[Start]

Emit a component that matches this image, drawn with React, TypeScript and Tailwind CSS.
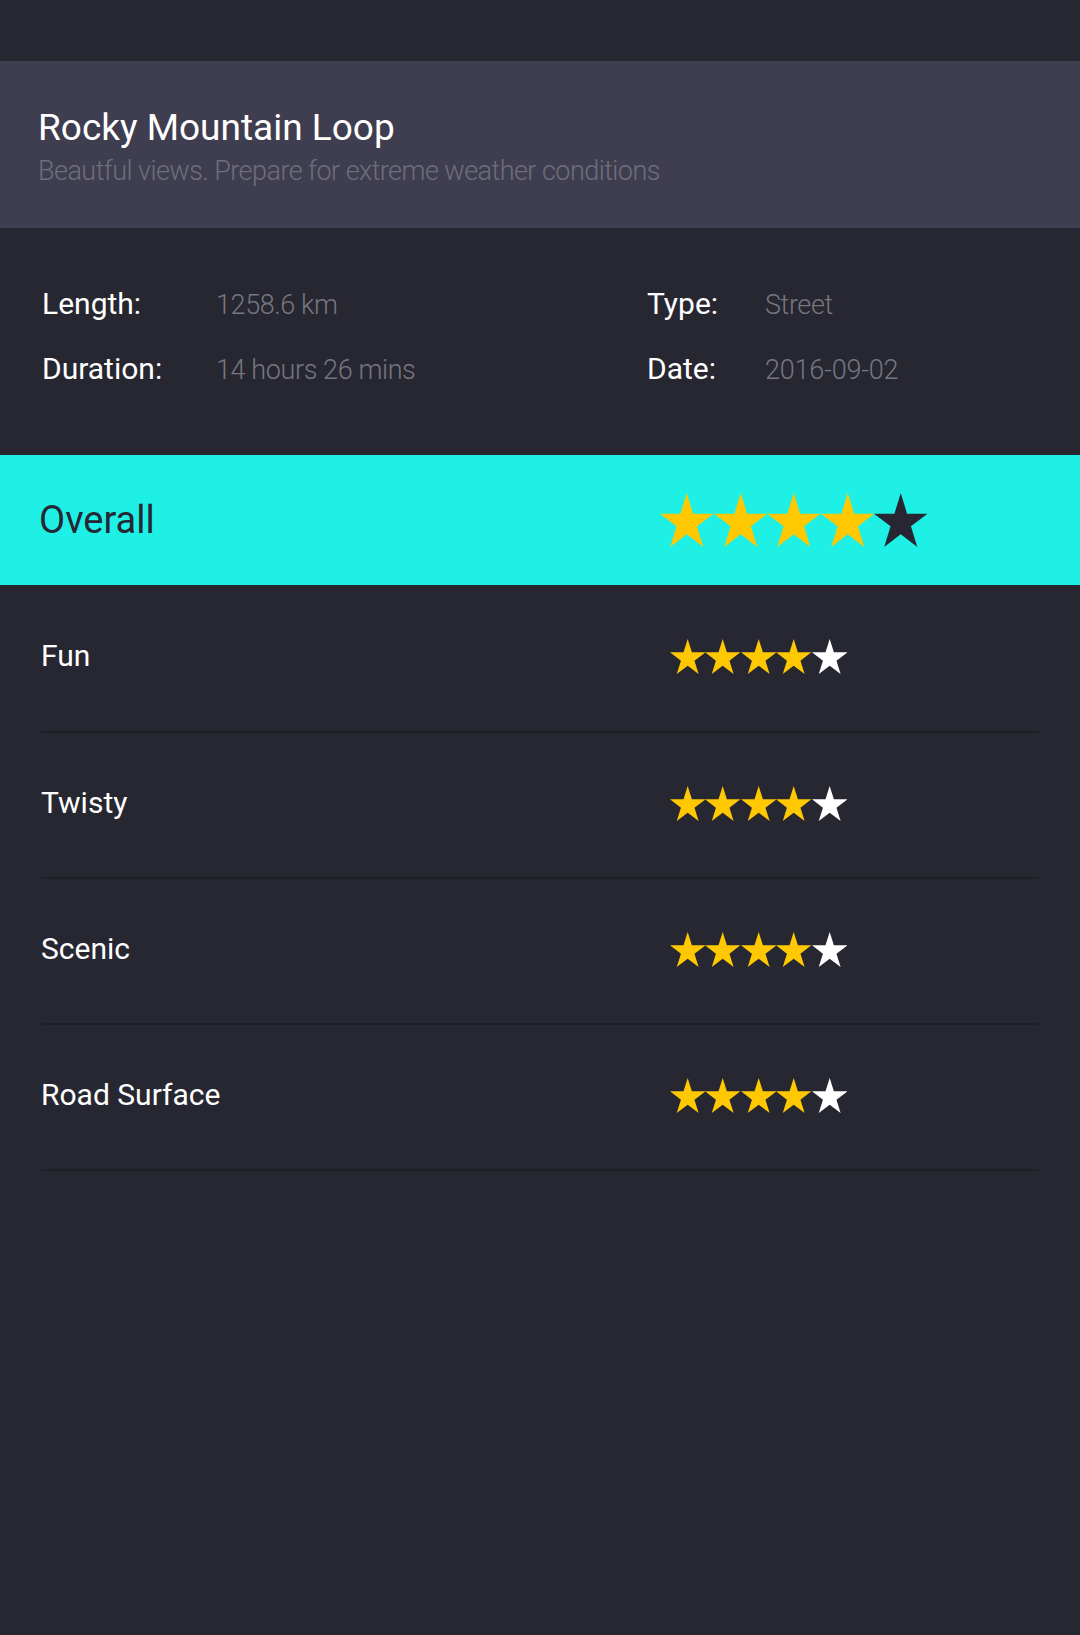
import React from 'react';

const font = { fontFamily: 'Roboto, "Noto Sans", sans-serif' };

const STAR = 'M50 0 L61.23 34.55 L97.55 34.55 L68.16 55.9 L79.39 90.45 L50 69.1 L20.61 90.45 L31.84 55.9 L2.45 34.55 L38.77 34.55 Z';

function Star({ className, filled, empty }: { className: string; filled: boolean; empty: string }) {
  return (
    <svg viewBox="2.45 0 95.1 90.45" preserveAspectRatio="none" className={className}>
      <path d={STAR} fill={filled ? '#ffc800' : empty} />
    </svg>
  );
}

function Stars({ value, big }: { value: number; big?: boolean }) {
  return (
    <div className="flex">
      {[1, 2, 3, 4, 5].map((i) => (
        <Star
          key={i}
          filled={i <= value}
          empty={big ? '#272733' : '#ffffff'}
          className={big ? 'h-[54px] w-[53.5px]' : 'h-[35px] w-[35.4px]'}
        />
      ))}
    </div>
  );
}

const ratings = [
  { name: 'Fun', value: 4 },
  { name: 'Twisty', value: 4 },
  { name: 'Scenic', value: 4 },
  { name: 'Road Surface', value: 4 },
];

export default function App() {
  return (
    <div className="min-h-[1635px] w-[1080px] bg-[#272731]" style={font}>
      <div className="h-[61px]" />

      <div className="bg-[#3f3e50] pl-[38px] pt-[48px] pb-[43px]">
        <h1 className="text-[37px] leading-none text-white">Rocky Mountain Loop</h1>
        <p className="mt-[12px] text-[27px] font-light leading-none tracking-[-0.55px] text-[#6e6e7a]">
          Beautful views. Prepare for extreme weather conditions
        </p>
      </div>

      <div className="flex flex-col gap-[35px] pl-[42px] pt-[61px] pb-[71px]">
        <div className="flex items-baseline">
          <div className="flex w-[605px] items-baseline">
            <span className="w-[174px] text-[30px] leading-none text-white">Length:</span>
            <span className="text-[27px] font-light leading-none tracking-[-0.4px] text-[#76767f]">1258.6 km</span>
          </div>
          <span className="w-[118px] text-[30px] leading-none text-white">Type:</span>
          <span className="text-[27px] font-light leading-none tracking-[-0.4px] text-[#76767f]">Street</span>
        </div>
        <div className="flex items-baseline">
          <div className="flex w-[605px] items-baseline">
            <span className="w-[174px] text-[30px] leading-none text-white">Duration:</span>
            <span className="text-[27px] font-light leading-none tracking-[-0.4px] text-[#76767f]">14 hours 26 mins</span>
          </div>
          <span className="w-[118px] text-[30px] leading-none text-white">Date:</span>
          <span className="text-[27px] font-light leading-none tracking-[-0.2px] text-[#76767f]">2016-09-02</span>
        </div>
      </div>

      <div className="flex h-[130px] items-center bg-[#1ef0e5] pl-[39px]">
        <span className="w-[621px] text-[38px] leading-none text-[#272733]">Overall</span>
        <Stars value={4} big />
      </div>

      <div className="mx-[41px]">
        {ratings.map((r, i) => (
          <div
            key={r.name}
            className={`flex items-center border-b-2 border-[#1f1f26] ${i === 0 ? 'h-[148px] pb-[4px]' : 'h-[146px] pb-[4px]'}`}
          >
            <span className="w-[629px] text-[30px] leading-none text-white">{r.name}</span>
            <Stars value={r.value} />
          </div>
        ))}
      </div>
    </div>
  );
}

[End]

Copy out all lines where the word "React" appears.

Emit a component that matches this image, drawn with React, TypeScript and Tailwind CSS.
import React from 'react';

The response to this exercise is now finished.